* What to do *
Drop every picture, then transcribe the remaining data exactly.
-- BEGIN Information supplied --
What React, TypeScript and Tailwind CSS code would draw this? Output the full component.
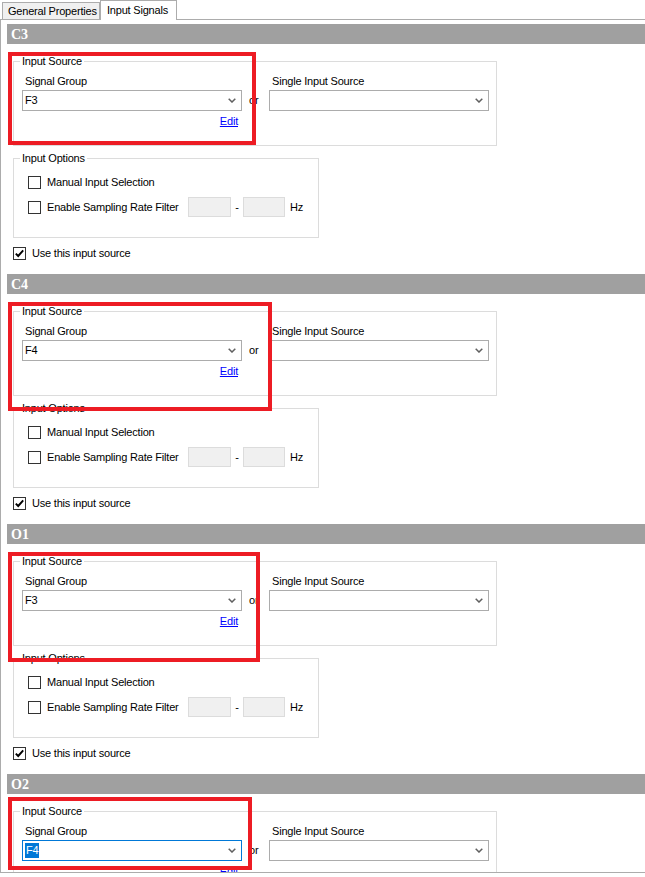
import React from "react";

type Section = {
  id: string;
  group: string;
  focused?: boolean;
  mark: string;
};

// red call-out frames drawn over each input source box
const sections: Section[] = [
  { id: "C3", group: "F3", mark: "top-[32px] w-[248px] h-[93px]" },
  { id: "C4", group: "F4", mark: "top-[32px] w-[264px] h-[109px]" },
  { id: "O1", group: "F3", mark: "top-[32px] w-[252px] h-[110px]" },
  { id: "O2", group: "F4", focused: true, mark: "top-[27px] w-[244px] h-[73px]" },
];

function Chevron() {
  return (
    <svg width="8" height="5" viewBox="0 0 8 5" className="shrink-0">
      <path d="M0.7 0.7 L4 4 L7.3 0.7" fill="none" stroke="#606060" strokeWidth="1.5" />
    </svg>
  );
}

function Combo({ value, focused }: { value?: string; focused?: boolean }) {
  return (
    <div
      className={`flex items-center justify-between h-[21px] w-[220px] border bg-white pl-[2px] pr-[5px] ${
        focused ? "border-[#0078d7]" : "border-[#acacac]"
      }`}
    >
      {focused ? (
        <span className="bg-[#0078d7] text-white leading-[15px] px-[1px]">{value}</span>
      ) : (
        <span>{value}</span>
      )}
      <Chevron />
    </div>
  );
}

function Check({ checked }: { checked?: boolean }) {
  return (
    <span className="flex items-center justify-center w-[13px] h-[13px] border border-[#333333] bg-white shrink-0">
      {checked && (
        <svg width="11" height="11" viewBox="0 0 11 11">
          <path d="M1.8 5.6 L4.2 8 L9.2 2.4" fill="none" stroke="#000" strokeWidth="1.9" />
        </svg>
      )}
    </span>
  );
}

function SectionBlock({ s }: { s: Section }) {
  return (
    <div className="relative h-[250px] pt-[4px] pl-[6px]">
      <div className="h-[20px] bg-[#a0a0a0] pl-[4px] flex items-center text-white font-bold text-[14px] tracking-normal font-['Liberation_Serif',serif]">
        {s.id}
      </div>

      <div className="pl-[6px]">
        <fieldset className="mt-[11px] w-[484px] border border-[#dcdcdc]">
          <legend className="ml-[6px] px-[2px] leading-[13px]">Input Source</legend>
          <div className="flex items-start pl-[8px] pb-[17px]">
            <div className="flex flex-col w-[220px]">
              <span className="mt-[7px] pl-[3px] leading-[13px]">Signal Group</span>
              <div className="mt-[2px]">
                <Combo value={s.group} focused={s.focused} />
              </div>
              <a className="mt-[4px] self-end mr-[4px] leading-[13px] text-[#0000ff] underline">Edit</a>
            </div>
            <span className="mt-[26px] ml-[7px] w-[20px] leading-[13px]">or</span>
            <div className="flex flex-col w-[220px]">
              <span className="mt-[7px] pl-[3px] leading-[13px]">Single Input Source</span>
              <div className="mt-[2px]">
                <Combo />
              </div>
            </div>
          </div>
        </fieldset>

        <fieldset className="mt-[6px] w-[306px] border border-[#dcdcdc]">
          <legend className="ml-[6px] px-[2px] leading-[13px]">Input Options</legend>
          <div className="pl-[14px] pb-[20px]">
            <div className="mt-[7px] h-[20px] flex items-center gap-[6px]">
              <Check />
              <span>Manual Input Selection</span>
            </div>
            <div className="mt-[5px] h-[20px] flex items-center">
              <Check />
              <span className="ml-[6px] w-[141px]">Enable Sampling Rate Filter</span>
              <span className="w-[43px] h-[20px] border border-[#dcdcdc] bg-[#f0f0f0]" />
              <span className="w-[12px] text-center">-</span>
              <span className="w-[42px] h-[20px] border border-[#dcdcdc] bg-[#f0f0f0]" />
              <span className="ml-[5px]">Hz</span>
            </div>
          </div>
        </fieldset>

        <div className="mt-[9px] flex items-center gap-[6px] h-[13px]">
          <Check checked />
          <span>Use this input source</span>
        </div>
      </div>

      <div className={`absolute left-[7px] border-[4px] border-[#ed1c24] ${s.mark}`} />
    </div>
  );
}

export default function App() {
  return (
    <div className="w-[645px] h-[877px] bg-white overflow-hidden text-[11px] tracking-[-0.2px] text-black font-['Liberation_Sans',Arial,sans-serif]">
      <div className="h-[19px] flex items-end">
        <div className="ml-[2px] h-[17px] w-[98px] border border-b-0 border-[#acacac] bg-[#f0f0f0] pl-[5px] flex items-center">
          General Properties
        </div>
        <div className="relative z-10 -mb-px h-[20px] w-[77px] border border-b-0 border-[#acacac] bg-white pl-[6px] flex items-center">
          Input Signals
        </div>
      </div>

      <div className="h-[854px] border-l border-t border-b border-[#acacac] overflow-hidden">
        {sections.map((s) => (
          <SectionBlock key={s.id} s={s} />
        ))}
      </div>
    </div>
  );
}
-- END Information supplied --
* Result for this task *
What React, TypeScript and Tailwind CSS code would draw this? Output the full component.
import React from "react";

type Section = {
  id: string;
  group: string;
  focused?: boolean;
  mark: string;
};

// red call-out frames drawn over each input source box
const sections: Section[] = [
  { id: "C3", group: "F3", mark: "top-[32px] w-[248px] h-[93px]" },
  { id: "C4", group: "F4", mark: "top-[32px] w-[264px] h-[109px]" },
  { id: "O1", group: "F3", mark: "top-[32px] w-[252px] h-[110px]" },
  { id: "O2", group: "F4", focused: true, mark: "top-[27px] w-[244px] h-[73px]" },
];

function Chevron() {
  return (
    <svg width="8" height="5" viewBox="0 0 8 5" className="shrink-0">
      <path d="M0.7 0.7 L4 4 L7.3 0.7" fill="none" stroke="#606060" strokeWidth="1.5" />
    </svg>
  );
}

function Combo({ value, focused }: { value?: string; focused?: boolean }) {
  return (
    <div
      className={`flex items-center justify-between h-[21px] w-[220px] border bg-white pl-[2px] pr-[5px] ${
        focused ? "border-[#0078d7]" : "border-[#acacac]"
      }`}
    >
      {focused ? (
        <span className="bg-[#0078d7] text-white leading-[15px] px-[1px]">{value}</span>
      ) : (
        <span>{value}</span>
      )}
      <Chevron />
    </div>
  );
}

function Check({ checked }: { checked?: boolean }) {
  return (
    <span className="flex items-center justify-center w-[13px] h-[13px] border border-[#333333] bg-white shrink-0">
      {checked && (
        <svg width="11" height="11" viewBox="0 0 11 11">
          <path d="M1.8 5.6 L4.2 8 L9.2 2.4" fill="none" stroke="#000" strokeWidth="1.9" />
        </svg>
      )}
    </span>
  );
}

function SectionBlock({ s }: { s: Section }) {
  return (
    <div className="relative h-[250px] pt-[4px] pl-[6px]">
      <div className="h-[20px] bg-[#a0a0a0] pl-[4px] flex items-center text-white font-bold text-[14px] tracking-normal font-['Liberation_Serif',serif]">
        {s.id}
      </div>

      <div className="pl-[6px]">
        <fieldset className="mt-[11px] w-[484px] border border-[#dcdcdc]">
          <legend className="ml-[6px] px-[2px] leading-[13px]">Input Source</legend>
          <div className="flex items-start pl-[8px] pb-[17px]">
            <div className="flex flex-col w-[220px]">
              <span className="mt-[7px] pl-[3px] leading-[13px]">Signal Group</span>
              <div className="mt-[2px]">
                <Combo value={s.group} focused={s.focused} />
              </div>
              <a className="mt-[4px] self-end mr-[4px] leading-[13px] text-[#0000ff] underline">Edit</a>
            </div>
            <span className="mt-[26px] ml-[7px] w-[20px] leading-[13px]">or</span>
            <div className="flex flex-col w-[220px]">
              <span className="mt-[7px] pl-[3px] leading-[13px]">Single Input Source</span>
              <div className="mt-[2px]">
                <Combo />
              </div>
            </div>
          </div>
        </fieldset>

        <fieldset className="mt-[6px] w-[306px] border border-[#dcdcdc]">
          <legend className="ml-[6px] px-[2px] leading-[13px]">Input Options</legend>
          <div className="pl-[14px] pb-[20px]">
            <div className="mt-[7px] h-[20px] flex items-center gap-[6px]">
              <Check />
              <span>Manual Input Selection</span>
            </div>
            <div className="mt-[5px] h-[20px] flex items-center">
              <Check />
              <span className="ml-[6px] w-[141px]">Enable Sampling Rate Filter</span>
              <span className="w-[43px] h-[20px] border border-[#dcdcdc] bg-[#f0f0f0]" />
              <span className="w-[12px] text-center">-</span>
              <span className="w-[42px] h-[20px] border border-[#dcdcdc] bg-[#f0f0f0]" />
              <span className="ml-[5px]">Hz</span>
            </div>
          </div>
        </fieldset>

        <div className="mt-[9px] flex items-center gap-[6px] h-[13px]">
          <Check checked />
          <span>Use this input source</span>
        </div>
      </div>

      <div className={`absolute left-[7px] border-[4px] border-[#ed1c24] ${s.mark}`} />
    </div>
  );
}

export default function App() {
  return (
    <div className="w-[645px] h-[877px] bg-white overflow-hidden text-[11px] tracking-[-0.2px] text-black font-['Liberation_Sans',Arial,sans-serif]">
      <div className="h-[19px] flex items-end">
        <div className="ml-[2px] h-[17px] w-[98px] border border-b-0 border-[#acacac] bg-[#f0f0f0] pl-[5px] flex items-center">
          General Properties
        </div>
        <div className="relative z-10 -mb-px h-[20px] w-[77px] border border-b-0 border-[#acacac] bg-white pl-[6px] flex items-center">
          Input Signals
        </div>
      </div>

      <div className="h-[854px] border-l border-t border-b border-[#acacac] overflow-hidden">
        {sections.map((s) => (
          <SectionBlock key={s.id} s={s} />
        ))}
      </div>
    </div>
  );
}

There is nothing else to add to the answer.